European Shares Set To Fall As Stimulus Hopes Fade

European stocks look set to drift lower on Thursday as investors fret over the global spread of coronavirus pandemic and diminishing prospects for more economic stimulus out of Washington.

The overall number of global coronavirus cases increased to 41.1 million as of Thursday morning, while the deaths have soared to more than 1,130,400, according to the Johns Hopkins University.

Brazil’s President Jair Bolsonaro said on Wednesday that his government will not buy the experimental coronavirus vaccine developed by China’s Sinovac Biotech, adding that the vaccine has not yet completed testing, which is the case with all potential vaccines for the virus.

In another development, a Brazilian volunteer, who participated in a clinical trial of Oxford-AstraZeneca’s potential Covid-10 vaccine, has died, Brazilian health authority Anvisa said.

Uncertainty surrounding the coronavirus stimulus bill also dented sentiment after U.S. President Donald Trump accused Democrats of being unwilling to craft an acceptable compromise on stimulus.

“Just don’t see any way Nancy Pelosi and Cryin’ Chuck Schumer will be willing to do what is right for our great American workers, or our wonderful USA itself, on Stimulus,” Trump posted to Twitter.

Federal Reserve Governor Lael Brainard said on Wednesday that further targeted fiscal support will be needed alongside accommodative monetary policy to turn the K-shaped recovery into a broad-based and inclusive recovery.

Asian markets followed Wall Street lower amid fading hopes for a U.S. fiscal stimulus deal.

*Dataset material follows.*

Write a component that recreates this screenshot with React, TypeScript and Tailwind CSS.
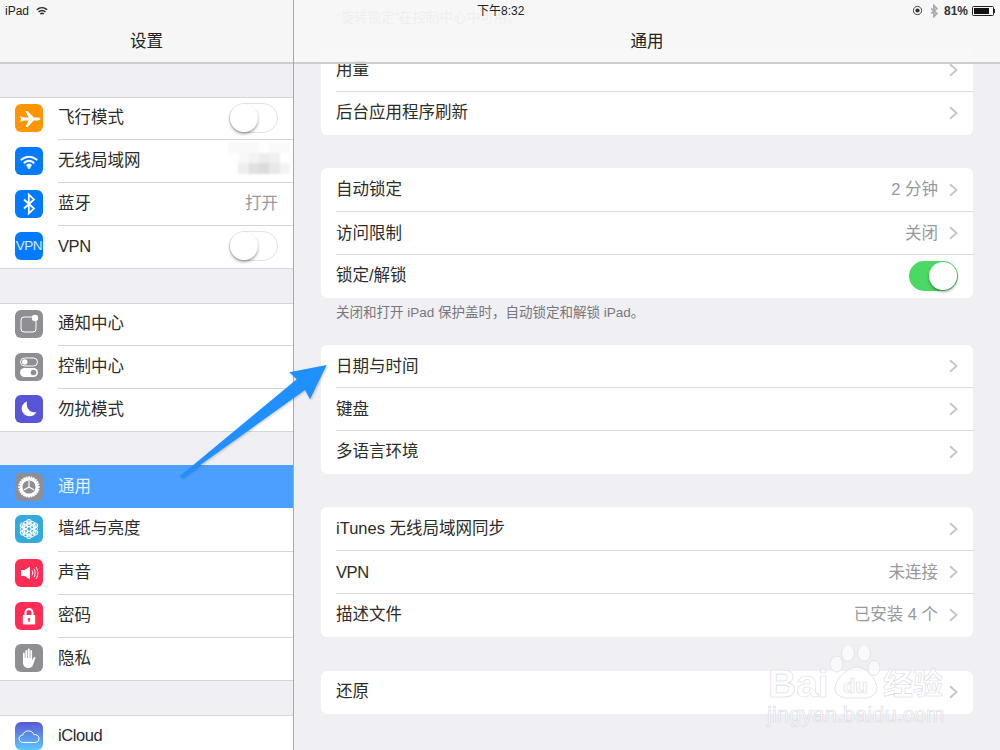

The dollar strengthened while gold retreated from a more than one-week high hit in the previous session.

Oil added to heavy losses overnight after a build in U.S. gasoline inventories pointed to a deteriorating outlook for fuel demand.

In economic releases, Germany’s Gfk consumer confidence data is due later in the day. The forward-looking consumer sentiment index is seen at -2.8 in November versus -1.6 in October.

Across the Atlantic, trading may be impacted by reaction to reports on weekly jobless claims, existing home sales and leading economic indicators.

U.S. stocks edged lower overnight as Senate Democrats blocked Republicans’ $500 billion so-called “skinny bill” and White House chief of staff Mark Meadows noted that House Speaker Nancy Pelosi and Treasury Secretary Steven Mnuchin “still have a ways to go” before finalizing a deal.

The Dow Jones Industrial Average dropped 0.4 percent, the tech-heavy Nasdaq Composite eased 0.3 percent and the S&P 500 slid 0.2 percent.

European stocks closed lower for the third day running on Wednesday as concerns of a virus-driven double-dip overshadowed optimism over the possibility of the U.K. and the EU achieving a trade deal.

The pan European Stoxx 600 shed 1.3 percent. The German DAX tumbled 1.4 percent, France’s CAC 40 index lost 1.5 percent and the U.K.’s FTSE 100 gave up 1.9 percent.